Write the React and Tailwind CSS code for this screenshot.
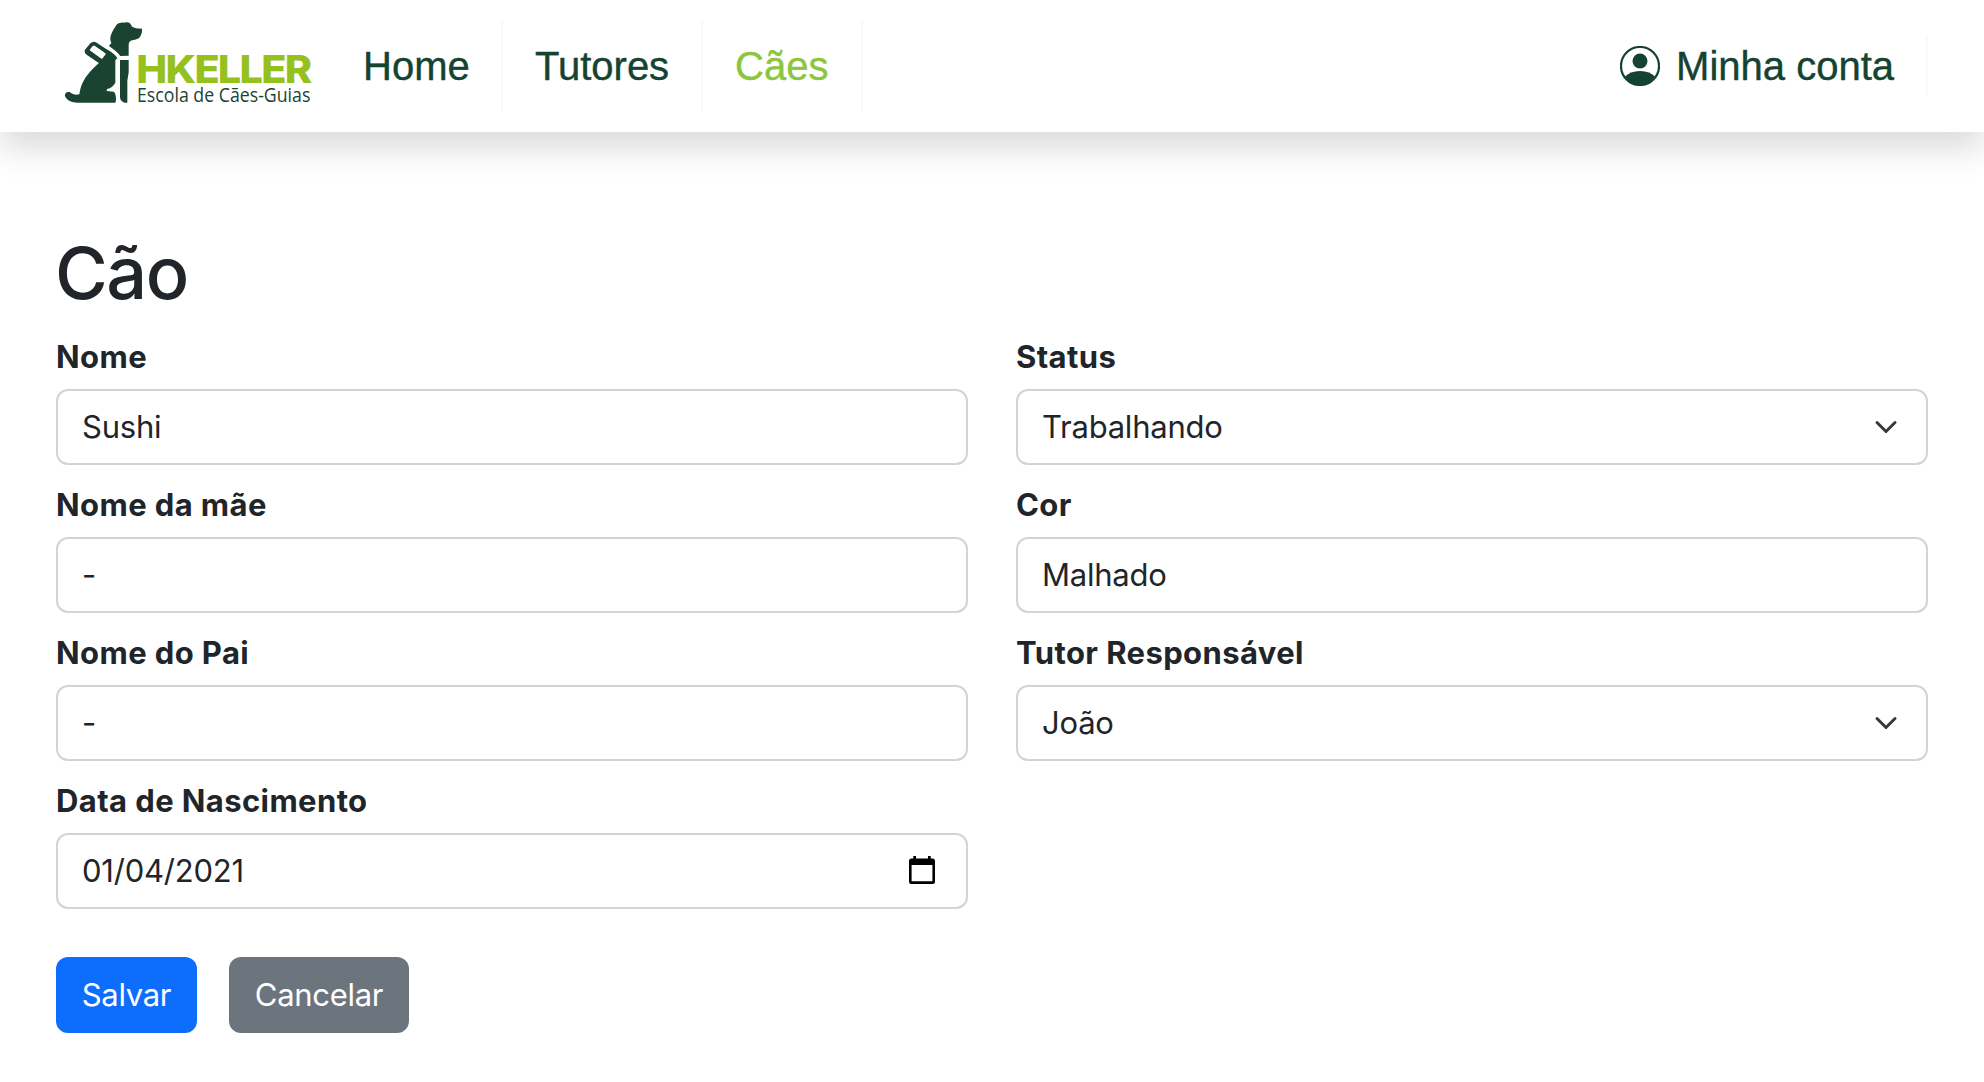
const fieldBox =
  'flex h-[76px] items-center justify-between rounded-[12px] border-2 border-[#ced4da] bg-white pr-[26px] pl-6 text-[31px] leading-[48px] tracking-[-0.23px]';

function Logo() {
  return (
    <svg className="ml-[50px] h-[110px] w-[280px] shrink-0 overflow-visible" viewBox="0 0 840 330" role="img" aria-label="HKELLER Escola de Cães-Guias">
      <g fill="#1b4332">
        <path d="M178 106 L184 100 L181 90 C180 76 188 62 196 50 C202 39 213 37 224 38 C234 35 242 38 246 50 L258 55 L276 56 C277 64 275 72 271 79 C267 88 256 89 247 91 C240 92 236 97 236 104 L236 137 L211 138 C203 127 190 118 178 109 Z" />
        <path d="M166 117 C183 124 197 135 202 145 L196 150 L196 218 C190 228 184 234 171 237 L170 243 L191 245 C198 250 200 268 196 278 L82 278 C66 278 51 272 45 259 C43 248 54 244 60 247 C68 254 78 256 88 253 C91 235 94 224 101 212 C116 187 133 172 146 160 Z" />
        <path d="M210 150 H236 V187 L232 212 V278 H224 Q211 275 210 262 Z" />
        <path fillRule="evenodd" d="M105 119 L121 100 Q130 92 140 98 L182 126 L154 164 L111 135 Q101 127 105 119 Z M119 120 L129 108 Q131 106 134 108 L168 131 L156 147 Z" />
      </g>
      <path d="M119 120 L129 108 Q131 106 134 108 L168 131 L156 147 Z" fill="#fff" />
      <text x="259" y="219" fontFamily="Inter, sans-serif" fontWeight="800" fontSize="116" letterSpacing="-5" textLength="522" lengthAdjust="spacingAndGlyphs" fill="#95c11f">HKELLER</text>
      <text x="261" y="277" fontFamily="'Open Sans', sans-serif" fontWeight="500" fontSize="60" textLength="520" lengthAdjust="spacingAndGlyphs" fill="#1b4332">Escola de Cães-Guias</text>
    </svg>
  );
}

function Chevron() {
  return (
    <svg className="mr-[2px] h-6 w-6" viewBox="0 0 16 16" fill="none" stroke="#343a40" strokeWidth="2" strokeLinecap="round" strokeLinejoin="round">
      <path d="m2 5 6 6 6-6" />
    </svg>
  );
}

function CalendarIcon() {
  return (
    <svg className="mr-[5px] mb-[2px] h-7 w-[26px]" viewBox="0 0 26 28">
      <path fillRule="evenodd" d="M4.300 0H7V2.500H19V0H21.700V2.500H23.500Q26 2.500 26 5V25.500Q26 28 23.500 28H2.500Q0 28 0 25.500V5Q0 2.500 2.500 2.500H4.300ZM2.600 9V25.200H23.400V9Z" />
    </svg>
  );
}

function Field({ label, value, icon }) {
  return (
    <div>
      <div className="mb-2 text-[31px] leading-[48px] font-bold tracking-[0.4px]">{label}</div>
      <div className={fieldBox}>
        <span>{value}</span>
        {icon}
      </div>
    </div>
  );
}

export default function App() {
  return (
    <div className="min-h-[1082px] bg-white font-['Inter',sans-serif] text-[#212529]">
      <header className="flex h-[132px] items-center bg-white font-['Liberation_Sans',Arial,sans-serif] text-[40px] text-[#144332] shadow-[0_16px_32px_rgba(0,0,0,0.15)] [-webkit-text-stroke:0.4px]">
        <div className="-mt-[2px] [-webkit-text-stroke:0]"><Logo /></div>
        <nav className="flex h-[92px] items-center">
          <a className="flex h-full w-[173px] items-center border-r-2 border-[#f8f9fa] pl-[33px]">Home</a>
          <a className="flex h-full w-[200px] items-center border-r-2 border-[#f8f9fa] pl-8">Tutores</a>
          <a className="flex h-full w-[160px] items-center border-r-2 border-[#f8f9fa] pl-8 text-[#8cc63f]">Cães</a>
        </nav>
        <a className="mr-14 ml-auto flex h-[60px] items-center gap-4 border-r-2 border-[#f8f9fa] pr-8">
          <svg className="h-10 w-10" viewBox="0 0 40 40">
            <circle cx="20" cy="20" r="19" fill="none" stroke="#144332" strokeWidth="2.200" />
            <circle cx="20" cy="15" r="7.500" fill="#144332" />
            <path d="M4.500 31Q10 25 20 25T35.500 31Q30 39.500 20 39.500T4.500 31Z" fill="#144332" />
          </svg>
          <span>Minha conta</span>
        </a>
      </header>
      <main className="px-14 pt-24">
        <h1 className="mb-4 -ml-[1px] text-[72px] leading-[89px] font-medium tracking-[-1.5px]">Cão</h1>
        <div className="grid grid-cols-2 gap-x-12 gap-y-4">
          <Field label="Nome" value="Sushi" />
          <Field label="Status" value="Trabalhando" icon={<Chevron />} />
          <Field label="Nome da mãe" value="-" />
          <Field label="Cor" value="Malhado" />
          <Field label="Nome do Pai" value="-" />
          <Field label="Tutor Responsável" value="João" icon={<Chevron />} />
          <Field label="Data de Nascimento" value="01/04/2021" icon={<CalendarIcon />} />
        </div>
        <div className="mt-12 flex gap-8 text-[31px] tracking-[-0.3px] text-white">
          <button className="h-[76px] w-[141px] rounded-[12px] bg-[#0d6efd]">Salvar</button>
          <button className="h-[76px] w-[180px] rounded-[12px] bg-[#6c757d]">Cancelar</button>
        </div>
      </main>
    </div>
  );
}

◆ ◆ ◆ ◆ ◆

Print out the whole of the material word for word, without pictures.

● **TASK ANSWER**
Write the React and Tailwind CSS code for this screenshot.
const fieldBox =
  'flex h-[76px] items-center justify-between rounded-[12px] border-2 border-[#ced4da] bg-white pr-[26px] pl-6 text-[31px] leading-[48px] tracking-[-0.23px]';

function Logo() {
  return (
    <svg className="ml-[50px] h-[110px] w-[280px] shrink-0 overflow-visible" viewBox="0 0 840 330" role="img" aria-label="HKELLER Escola de Cães-Guias">
      <g fill="#1b4332">
        <path d="M178 106 L184 100 L181 90 C180 76 188 62 196 50 C202 39 213 37 224 38 C234 35 242 38 246 50 L258 55 L276 56 C277 64 275 72 271 79 C267 88 256 89 247 91 C240 92 236 97 236 104 L236 137 L211 138 C203 127 190 118 178 109 Z" />
        <path d="M166 117 C183 124 197 135 202 145 L196 150 L196 218 C190 228 184 234 171 237 L170 243 L191 245 C198 250 200 268 196 278 L82 278 C66 278 51 272 45 259 C43 248 54 244 60 247 C68 254 78 256 88 253 C91 235 94 224 101 212 C116 187 133 172 146 160 Z" />
        <path d="M210 150 H236 V187 L232 212 V278 H224 Q211 275 210 262 Z" />
        <path fillRule="evenodd" d="M105 119 L121 100 Q130 92 140 98 L182 126 L154 164 L111 135 Q101 127 105 119 Z M119 120 L129 108 Q131 106 134 108 L168 131 L156 147 Z" />
      </g>
      <path d="M119 120 L129 108 Q131 106 134 108 L168 131 L156 147 Z" fill="#fff" />
      <text x="259" y="219" fontFamily="Inter, sans-serif" fontWeight="800" fontSize="116" letterSpacing="-5" textLength="522" lengthAdjust="spacingAndGlyphs" fill="#95c11f">HKELLER</text>
      <text x="261" y="277" fontFamily="'Open Sans', sans-serif" fontWeight="500" fontSize="60" textLength="520" lengthAdjust="spacingAndGlyphs" fill="#1b4332">Escola de Cães-Guias</text>
    </svg>
  );
}

function Chevron() {
  return (
    <svg className="mr-[2px] h-6 w-6" viewBox="0 0 16 16" fill="none" stroke="#343a40" strokeWidth="2" strokeLinecap="round" strokeLinejoin="round">
      <path d="m2 5 6 6 6-6" />
    </svg>
  );
}

function CalendarIcon() {
  return (
    <svg className="mr-[5px] mb-[2px] h-7 w-[26px]" viewBox="0 0 26 28">
      <path fillRule="evenodd" d="M4.300 0H7V2.500H19V0H21.700V2.500H23.500Q26 2.500 26 5V25.500Q26 28 23.500 28H2.500Q0 28 0 25.500V5Q0 2.500 2.500 2.500H4.300ZM2.600 9V25.200H23.400V9Z" />
    </svg>
  );
}

function Field({ label, value, icon }) {
  return (
    <div>
      <div className="mb-2 text-[31px] leading-[48px] font-bold tracking-[0.4px]">{label}</div>
      <div className={fieldBox}>
        <span>{value}</span>
        {icon}
      </div>
    </div>
  );
}

export default function App() {
  return (
    <div className="min-h-[1082px] bg-white font-['Inter',sans-serif] text-[#212529]">
      <header className="flex h-[132px] items-center bg-white font-['Liberation_Sans',Arial,sans-serif] text-[40px] text-[#144332] shadow-[0_16px_32px_rgba(0,0,0,0.15)] [-webkit-text-stroke:0.4px]">
        <div className="-mt-[2px] [-webkit-text-stroke:0]"><Logo /></div>
        <nav className="flex h-[92px] items-center">
          <a className="flex h-full w-[173px] items-center border-r-2 border-[#f8f9fa] pl-[33px]">Home</a>
          <a className="flex h-full w-[200px] items-center border-r-2 border-[#f8f9fa] pl-8">Tutores</a>
          <a className="flex h-full w-[160px] items-center border-r-2 border-[#f8f9fa] pl-8 text-[#8cc63f]">Cães</a>
        </nav>
        <a className="mr-14 ml-auto flex h-[60px] items-center gap-4 border-r-2 border-[#f8f9fa] pr-8">
          <svg className="h-10 w-10" viewBox="0 0 40 40">
            <circle cx="20" cy="20" r="19" fill="none" stroke="#144332" strokeWidth="2.200" />
            <circle cx="20" cy="15" r="7.500" fill="#144332" />
            <path d="M4.500 31Q10 25 20 25T35.500 31Q30 39.500 20 39.500T4.500 31Z" fill="#144332" />
          </svg>
          <span>Minha conta</span>
        </a>
      </header>
      <main className="px-14 pt-24">
        <h1 className="mb-4 -ml-[1px] text-[72px] leading-[89px] font-medium tracking-[-1.5px]">Cão</h1>
        <div className="grid grid-cols-2 gap-x-12 gap-y-4">
          <Field label="Nome" value="Sushi" />
          <Field label="Status" value="Trabalhando" icon={<Chevron />} />
          <Field label="Nome da mãe" value="-" />
          <Field label="Cor" value="Malhado" />
          <Field label="Nome do Pai" value="-" />
          <Field label="Tutor Responsável" value="João" icon={<Chevron />} />
          <Field label="Data de Nascimento" value="01/04/2021" icon={<CalendarIcon />} />
        </div>
        <div className="mt-12 flex gap-8 text-[31px] tracking-[-0.3px] text-white">
          <button className="h-[76px] w-[141px] rounded-[12px] bg-[#0d6efd]">Salvar</button>
          <button className="h-[76px] w-[180px] rounded-[12px] bg-[#6c757d]">Cancelar</button>
        </div>
      </main>
    </div>
  );
}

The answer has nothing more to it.